The blasts brought the number of suicide attacks this year to at least 47, more than double the 21 recorded in all of last year, according to the Center for Conflict and Peace Studies (CAPS), a Kabul-based think tank.

The attacks are part of the worst violence this country has seen in the nearly five years since U.S.-led forces overthrew the Taliban regime for sheltering Osama bin Laden and his al-Qaeda network.

Col. Tom Collins, the U.S. military spokesman in Afghanistan, said Sunday that a suicide cell operating in Kabul was targeting U.S. and other international troops.

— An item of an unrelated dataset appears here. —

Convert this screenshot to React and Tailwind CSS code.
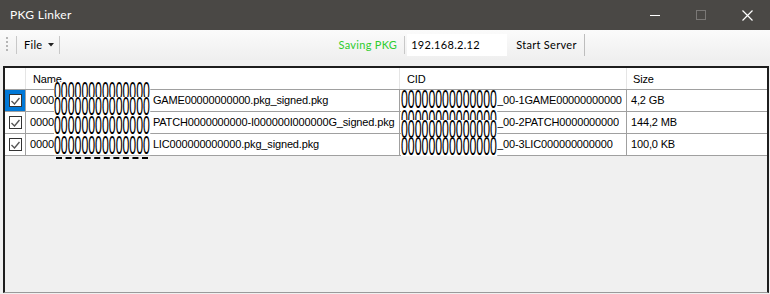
import React from 'react';

const Z = '00000000000000';

const rows = [
  {
    pre: '0000',
    nameRedact: { lines: [-8, 7] },
    name: 'GAME00000000000.pkg_signed.pkg',
    cidRedact: { lines: [0] },
    cid: '_00-1GAME00000000000',
    size: '4,2 GB',
    selected: true,
  },
  {
    pre: '0000',
    nameRedact: { lines: [4] },
    name: 'PATCH0000000000-I000000I000000G_signed.pkg',
    cidRedact: { lines: [-2, 8] },
    cid: '_00-2PATCH0000000000',
    size: '144,2 MB',
  },
  {
    pre: '0000',
    nameRedact: { lines: [2], dashed: true },
    name: 'LIC000000000000.pkg_signed.pkg',
    cidRedact: { lines: [3] },
    cid: '_00-3LIC000000000000',
    size: '100,0 KB',
  },
];

function Redact({ lines, dashed }) {
  const last = lines[lines.length - 1];
  return (
    <span className="relative block w-[96px] h-[21px] shrink-0">
      {lines.map((t, i) => (
        <span
          key={i}
          className="absolute left-0 w-[125px] h-[12px] bg-white overflow-visible origin-top-left scale-x-[0.77] scale-y-[1.6] font-['Liberation_Sans',Arial,sans-serif] text-[16px] leading-[12px] tracking-normal text-black"
          style={{ top: t }}
        >
          {Z}
        </span>
      ))}
      {dashed && (
        <span
          className="absolute left-[2px] w-[92px] border-t-2 border-dashed border-black"
          style={{ top: last + 21 }}
        />
      )}
    </span>
  );
}

function Check() {
  return (
    <span className="w-[13px] h-[13px] bg-white border border-[#333] flex items-center justify-center">
      <svg width="9" height="8" viewBox="0 0 9 8">
        <path d="M0.5 4 L3.5 7 L8.5 1" fill="none" stroke="#555" strokeWidth="1.4" />
      </svg>
    </span>
  );
}

export default function App() {
  return (
    <div className="w-[770px] h-[294px] bg-[#f0f0f0] flex flex-col overflow-hidden font-['Liberation_Sans',Arial,sans-serif]">
      {/* title bar */}
      <div className="h-[30px] bg-[#4a4845] flex items-center shrink-0">
        <span className="pl-[10px] text-white text-[12px] font-['Lato',sans-serif] tracking-[0.3px]">PKG Linker</span>
        <div className="ml-auto flex items-center h-full">
          <div className="w-[46px] h-full flex items-center justify-center">
            <span className="w-[10px] h-px bg-white" />
          </div>
          <div className="w-[46px] h-full flex items-center justify-center">
            <span className="w-[10px] h-[10px] border border-[#7a7876]" />
          </div>
          <div className="w-[46px] h-full flex items-center justify-center">
            <svg width="11" height="11" viewBox="0 0 11 11">
              <path d="M0.5 0.5 L10.5 10.5 M10.5 0.5 L0.5 10.5" stroke="#fff" strokeWidth="1.2" />
            </svg>
          </div>
        </div>
      </div>

      {/* toolbar */}
      <div className="h-[30px] shrink-0 bg-gradient-to-b from-[#fbfbfb] to-[#efefef] flex items-center text-[11px] font-['Lato',sans-serif] tracking-[0.3px]">
        <span className="ml-[6px] w-[2px] h-[16px] bg-[repeating-linear-gradient(to_bottom,#b5b5b5_0_2px,transparent_2px_4px)]" />
        <span className="ml-[8px] w-px h-[18px] bg-[#c8c8c8]" />
        <span className="ml-[7px] text-black">File</span>
        <svg className="ml-[6px]" width="6" height="4" viewBox="0 0 6 4">
          <path d="M0 0 H6 L3 3.5 Z" fill="#222" />
        </svg>
        <span className="ml-[5px] w-px h-[18px] bg-[#c8c8c8]" />
        <span className="ml-[278px] text-[#2ecc2e]">Saving PKG</span>
        <span className="ml-[7px] w-px h-[18px] bg-[#c8c8c8]" />
        <div className="ml-[2px] w-[100px] h-[22px] bg-white flex items-center pl-[4px] text-black">192.168.2.12</div>
        <div className="ml-[3px] h-[22px] pl-[6px] pr-[7px] flex items-center border-r border-[#bdbdbd] text-black">Start Server</div>
      </div>

      {/* list view */}
      <div className="mt-[6px] ml-[3px] mr-px mb-px flex-1 border-t-2 border-l-2 border-r-2 border-b border-t-[#1e1e1e] border-l-[#1e1e1e] border-r-[#1e1e1e] border-b-[#9a9a9a] bg-[#f0f0f0] text-[11px] tracking-[-0.15px] text-black">
        <div className="flex h-[21px] bg-white">
          <div className="w-[21px] border-r border-[#e5e5e5]" />
          <div className="w-[374px] border-r border-[#e5e5e5] pl-[7px] pt-[3px]">Name</div>
          <div className="w-[227px] border-r border-[#e5e5e5] pl-[7px] pt-[3px]">CID</div>
          <div className="flex-1 pl-[6px] pt-[3px]">Size</div>
        </div>
        {rows.map((r, i) => (
          <div key={i} className="flex h-[22px] bg-white border-t border-[#a0a0a0]">
            <div className={`w-[21px] border-r border-[#a0a0a0] flex items-center justify-center ${r.selected ? 'bg-[#0078d7]' : ''}`}>
              <Check />
            </div>
            <div className="w-[374px] border-r border-[#a0a0a0] pl-[4px] flex items-center whitespace-nowrap">
              <span>{r.pre}</span>
              <Redact {...r.nameRedact} />
              <span className="ml-[3px] min-w-0 overflow-hidden pr-[2px]">{r.name}</span>
            </div>
            <div className="w-[227px] border-r border-[#a0a0a0] pl-px flex items-center whitespace-nowrap">
              <Redact {...r.cidRedact} />
              <span className="min-w-0 overflow-hidden">{r.cid}</span>
            </div>
            <div className="flex-1 pl-[4px] flex items-center">{r.size}</div>
          </div>
        ))}
        <div className="border-t border-[#a0a0a0]" />
      </div>
    </div>
  );
}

CAPS director Hekmat Karzai says that, despite three decades of warfare, suicide attacks were unknown in Afghanistan until Sept. 9, 2001, when two Arab al-Qaeda terrorists posing as journalists assassinated anti-Taliban commander Ahmad Shah Masood with a bomb hidden in a camera.

The Taliban and its allies, regrouping in Pakistan after U.S.-led forces drove them from power, staged only one suicide attack in 2002, two in 2003 and six in 2004, according to Karzai.

Karzai says Taliban insurgents, trained and encouraged by al-Qaeda operatives, were impressed by the casualties and chaos suicide attacks caused in Iraq. "Over a weekend, 300 people would die in Iraq," says Karzai, a nephew of Afghan President Hamid Karzai. Afghan insurgents had relied on hurried rocket attacks and ambushes with small arms, which Karzai says kill 3% of the people targeted, vs. 25% for suicide bombings.

Suicide attacks are alien to Afghan culture, Karzai says. But over the past three decades, millions of Afghans were living as refugees in Pakistan. Some were exposed there to al-Qaeda recruiters and to clerics at radical religious schools.

Most of the suicide bombers are foreign fighters. However, Afghans increasingly are being recruited. This year, a DVD surfaced that was the first "video will" of an Afghan suicide bomber. The man, from Khost province, detonated a bomb that killed 13 at a military training center in Kabul last year.